Wenn Cédric Tiberghien mit der ‘Bagatelle sans tonalité’ sein Liszt-Programm beginnt, kreiert er eine derart mysteriöse Stimmung, dass der Hörer sofort in den Bann seines evokativen Spiels gezogen wird. Das ist dann schon wirkliche keine Bagatelle mehr. Fast ätherisch, mit viel Melancholie erklingt das ‘Wiegenlied’, ehe der Vierte Mephisto-Walzer Virtuosität ins Spiel bringt. Düster wird’s dann mit ‘Lugubre Gondola II’, aufgewühlt unruhig in ‘Schlaflos! Frage und Antwort’, verträumt in ‘En rêve ». Was der Pianist an Ausdruckreichtum aus diesen Miniaturen herausnimmt, ist stupend!
Es folgen die sieben Tondichtungen der ‘Années de Pèlerinage, 3e année’. Hier handelt es sich um eher introvertierte, kontemplative Stücke mit oft düster-verhangener Stimmung.
Tiberghiens technisch herausragendes, auf einem Yamaha-Flügel sehr klar formuliertes, sensibles und oft meditatives Spiel, seine Farbmischungen, sein wunderbares Nuancieren, als das macht aus dieser Aufnahme etwas ganz Besonderes, zumal weil jedes Gefühl echt und tief empfunden wirkt und nicht sentimental aufgesetzt.
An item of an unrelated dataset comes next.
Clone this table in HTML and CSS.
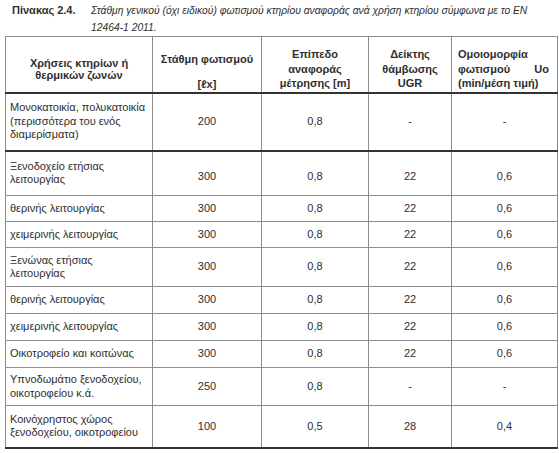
FILE: index.html
```html
<!DOCTYPE html>
<html lang="el">
<head>
  <meta charset="UTF-8" />
  <title>Πίνακας 2.4</title>
  <link rel="stylesheet" href="styles.css">
</head>
<body>

  <!-- Λεζάντα πίνακα -->
  <div class="caption">
    <span class="caption-label">Πίνακας 2.4.</span>
    <span class="caption-text">Στάθμη γενικού (όχι ειδικού) φωτισμού κτηρίου αναφοράς ανά χρήση κτηρίου σύμφωνα με το EN 12464-1 2011.</span>
  </div>

  <table class="lux">
    <colgroup>
      <col class="c-use">
      <col class="c-lux">
      <col class="c-level">
      <col class="c-ugr">
      <col class="c-uo">
    </colgroup>
    <thead>
      <tr class="head">
        <th class="h-use">Χρήσεις κτηρίων ή<br>θερμικών ζωνών</th>
        <th class="h-lux">Στάθμη φωτισμού<span class="unit">[ℓx]</span></th>
        <th>Επίπεδο<br>αναφοράς<br>μέτρησης [m]</th>
        <th>Δείκτης<br>θάμβωσης<br>UGR</th>
        <th class="h-uo">
          Ομοιομορφία
          <span class="spread"><span>φωτισμού</span><span>Uo</span></span>
          (min/μέση τιμή)
        </th>
      </tr>
    </thead>
    <tbody>
      <tr class="r1 sep">
        <td>Μονοκατοικία, πολυκατοικία (περισσότερα του ενός διαμερίσματα)</td>
        <td>200</td><td>0,8</td><td>-</td><td>-</td>
      </tr>
      <tr class="r2">
        <td>Ξενοδοχείο ετήσιας λειτουργίας</td>
        <td>300</td><td>0,8</td><td>22</td><td>0,6</td>
      </tr>
      <tr class="r3">
        <td>θερινής λειτουργίας</td>
        <td>300</td><td>0,8</td><td>22</td><td>0,6</td>
      </tr>
      <tr class="r3">
        <td>χειμερινής λειτουργίας</td>
        <td>300</td><td>0,8</td><td>22</td><td>0,6</td>
      </tr>
      <tr class="r5">
        <td>Ξενώνας ετήσιας<br>λειτουργίας</td>
        <td>300</td><td>0,8</td><td>22</td><td>0,6</td>
      </tr>
      <tr class="r6">
        <td>θερινής λειτουργίας</td>
        <td>300</td><td>0,8</td><td>22</td><td>0,6</td>
      </tr>
      <tr class="r6">
        <td>χειμερινής λειτουργίας</td>
        <td>300</td><td>0,8</td><td>22</td><td>0,6</td>
      </tr>
      <tr class="r6">
        <td>Οικοτροφείο και κοιτώνας</td>
        <td>300</td><td>0,8</td><td>22</td><td>0,6</td>
      </tr>
      <tr class="r9">
        <td>Υπνοδωμάτιο ξενοδοχείου,<br>οικοτροφείου κ.ά.</td>
        <td>250</td><td>0,8</td><td>-</td><td>-</td>
      </tr>
      <tr class="r10">
        <td>Κοινόχρηστος χώρος<br>ξενοδοχείου, οικοτροφείου</td>
        <td>100</td><td>0,5</td><td>28</td><td>0,4</td>
      </tr>
    </tbody>
  </table>

</body>
</html>
```

FILE: styles.css
```css
* {
  box-sizing: border-box;
  margin: 0;
  padding: 0;
}

html, body {
  background: #fff;
  color: #2e2e2e;
  font-family: "Liberation Sans", Arial, sans-serif;
  font-size: 11px;
}

/* Λεζάντα */
.caption {
  display: flex;
  padding: 2px 0 0 12px;
  line-height: 17px;
}

.caption-label {
  flex: 0 0 79px;
  font-weight: bold;
}

.caption-text {
  width: 452px;
  font-size: 10.3px;
  font-style: italic;
}

/* Πίνακας */
.lux {
  margin-left: 5px;
  border-collapse: collapse;
  table-layout: fixed;
  width: 552px;
}

.c-use { width: 147px; }
.c-lux { width: 109px; }
.c-level { width: 107px; }
.c-ugr { width: 83px; }
.c-uo { width: 106px; }

.lux th,
.lux td {
  border: 1px solid #8c8c8c;
  vertical-align: middle;
  text-align: center;
  line-height: 13.5px;
}

.lux th {
  font-weight: bold;
  vertical-align: top;
  line-height: 14.5px;
  padding-top: 10px;
}

.lux td:first-child {
  text-align: left;
  padding: 0 4px;
}

.head {
  height: 56px;
}

.head th {
  border-bottom: 2px solid #333;
}

.lux th.h-use {
  line-height: 11.5px;
  padding-top: 21px;
}

.lux th.h-lux {
  padding-top: 15px;
}

.h-lux .unit {
  display: block;
  margin-top: 10px;
}

.lux th.h-uo {
  text-align: left;
  padding-left: 6px;
  padding-right: 8px;
}

.spread {
  display: flex;
  justify-content: space-between;
}

.sep td {
  border-bottom: 2px solid #333;
}

.r1 { height: 58px; }
.r2 { height: 45px; }
.r3 { height: 26px; }
.r5 { height: 39px; }
.r6 { height: 27px; }
.r9 { height: 38px; }
.r10 { height: 42px; }

.r2 td {
  padding-top: 6px;
}

.r10 td {
  border-bottom: 2px solid #333;
}
```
So zeigt er deutlich, wie sich Liszts Musik in den ‘Années de pèlerinage 3’ deutlich in eine Richtung bewegt, an die Debussy und Ravel anknüpfen sollten.
Kein Zweifel also: Tiberghien legt mit dieser Einspielung ein ungemein kohärentes und wunderbar interpretiertes Liszt-Programm vor.